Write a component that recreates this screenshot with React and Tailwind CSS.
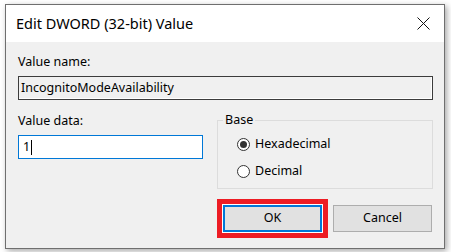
export default function App() {
  const font = { fontFamily: '"Segoe UI", "Noto Sans", "Open Sans", sans-serif' };
  return (
    <div className="w-[451px] h-[252px] bg-white overflow-hidden pt-[4px] pl-[5px]" style={font}>
      <div className="w-[440px] h-[245px] border border-[#6f6f6f] shadow-[2px_2px_6px_rgba(0,0,0,0.35)] flex flex-col">
        <div className="h-[37px] bg-white flex items-center justify-between pl-[10px] pr-[14px]">
          <span className="text-[14.5px] text-black leading-none">Edit DWORD (32-bit) Value</span>
          <svg width="13" height="13" viewBox="0 0 13 13">
            <path d="M0.5 0.5 L12.5 12.5 M12.5 0.5 L0.5 12.5" stroke="#111" strokeWidth="1" fill="none" />
          </svg>
        </div>
        <div className="flex-1 bg-[#f0f0f0] pl-[12px] pr-[11px] pt-[11px] text-[12.5px] text-black">
          <div className="leading-[18px]">Value name:</div>
          <div className="mt-[5px] h-[24px] border border-[#3c3c3c] bg-[#f0f0f0] flex items-center pl-[2px] shadow-[inset_-1px_-1px_0_#ffffff]">
            IncognitoModeAvailability
          </div>
          <div className="flex items-start mt-[12px]">
            <div className="w-[185px]">
              <div className="leading-[18px]">Value data:</div>
              <div className="mt-[5px] h-[24px] border border-[#0078d7] bg-white flex items-center pl-[4px]">
                <span>1</span>
                <span className="w-[1px] h-[15px] bg-black ml-[1px]"></span>
              </div>
            </div>
            <fieldset className="ml-[14px] w-[216px] h-[77px] border border-[#dcdcdc] rounded-none px-[19px]">
              <legend className="-ml-[14px] px-[2px] leading-[16px]">Base</legend>
              <div className="flex items-center h-[17px] mt-[8px]">
                <span className="w-[13px] h-[13px] rounded-full border border-[#333] bg-white flex items-center justify-center">
                  <span className="w-[7px] h-[7px] rounded-full bg-[#333]"></span>
                </span>
                <span className="ml-[5px]">Hexadecimal</span>
              </div>
              <div className="flex items-center h-[17px] mt-[10px]">
                <span className="w-[13px] h-[13px] rounded-full border border-[#333] bg-white"></span>
                <span className="ml-[5px]">Decimal</span>
              </div>
            </fieldset>
          </div>
          <div className="flex mt-[10px] ml-[199px] items-center">
            <div className="w-[111px] h-[39px] bg-[#ed1c24] p-[5px]">
              <div className="w-full h-full bg-white p-[1px]">
                <div className="w-full h-full border-2 border-[#0078d7] bg-[#e1e1e1] flex items-center justify-center">OK</div>
              </div>
            </div>
            <div className="ml-[5px] w-[99px] h-[27px] border border-[#adadad] bg-[#e1e1e1] flex items-center justify-center">Cancel</div>
          </div>
        </div>
      </div>
    </div>
  );
}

▬▬▬

▸ Exercise directions
Reproduce the full listing faithfully, but do not carry over any pictures.

▸ Output below
Write a component that recreates this screenshot with React and Tailwind CSS.
export default function App() {
  const font = { fontFamily: '"Segoe UI", "Noto Sans", "Open Sans", sans-serif' };
  return (
    <div className="w-[451px] h-[252px] bg-white overflow-hidden pt-[4px] pl-[5px]" style={font}>
      <div className="w-[440px] h-[245px] border border-[#6f6f6f] shadow-[2px_2px_6px_rgba(0,0,0,0.35)] flex flex-col">
        <div className="h-[37px] bg-white flex items-center justify-between pl-[10px] pr-[14px]">
          <span className="text-[14.5px] text-black leading-none">Edit DWORD (32-bit) Value</span>
          <svg width="13" height="13" viewBox="0 0 13 13">
            <path d="M0.5 0.5 L12.5 12.5 M12.5 0.5 L0.5 12.5" stroke="#111" strokeWidth="1" fill="none" />
          </svg>
        </div>
        <div className="flex-1 bg-[#f0f0f0] pl-[12px] pr-[11px] pt-[11px] text-[12.5px] text-black">
          <div className="leading-[18px]">Value name:</div>
          <div className="mt-[5px] h-[24px] border border-[#3c3c3c] bg-[#f0f0f0] flex items-center pl-[2px] shadow-[inset_-1px_-1px_0_#ffffff]">
            IncognitoModeAvailability
          </div>
          <div className="flex items-start mt-[12px]">
            <div className="w-[185px]">
              <div className="leading-[18px]">Value data:</div>
              <div className="mt-[5px] h-[24px] border border-[#0078d7] bg-white flex items-center pl-[4px]">
                <span>1</span>
                <span className="w-[1px] h-[15px] bg-black ml-[1px]"></span>
              </div>
            </div>
            <fieldset className="ml-[14px] w-[216px] h-[77px] border border-[#dcdcdc] rounded-none px-[19px]">
              <legend className="-ml-[14px] px-[2px] leading-[16px]">Base</legend>
              <div className="flex items-center h-[17px] mt-[8px]">
                <span className="w-[13px] h-[13px] rounded-full border border-[#333] bg-white flex items-center justify-center">
                  <span className="w-[7px] h-[7px] rounded-full bg-[#333]"></span>
                </span>
                <span className="ml-[5px]">Hexadecimal</span>
              </div>
              <div className="flex items-center h-[17px] mt-[10px]">
                <span className="w-[13px] h-[13px] rounded-full border border-[#333] bg-white"></span>
                <span className="ml-[5px]">Decimal</span>
              </div>
            </fieldset>
          </div>
          <div className="flex mt-[10px] ml-[199px] items-center">
            <div className="w-[111px] h-[39px] bg-[#ed1c24] p-[5px]">
              <div className="w-full h-full bg-white p-[1px]">
                <div className="w-full h-full border-2 border-[#0078d7] bg-[#e1e1e1] flex items-center justify-center">OK</div>
              </div>
            </div>
            <div className="ml-[5px] w-[99px] h-[27px] border border-[#adadad] bg-[#e1e1e1] flex items-center justify-center">Cancel</div>
          </div>
        </div>
      </div>
    </div>
  );
}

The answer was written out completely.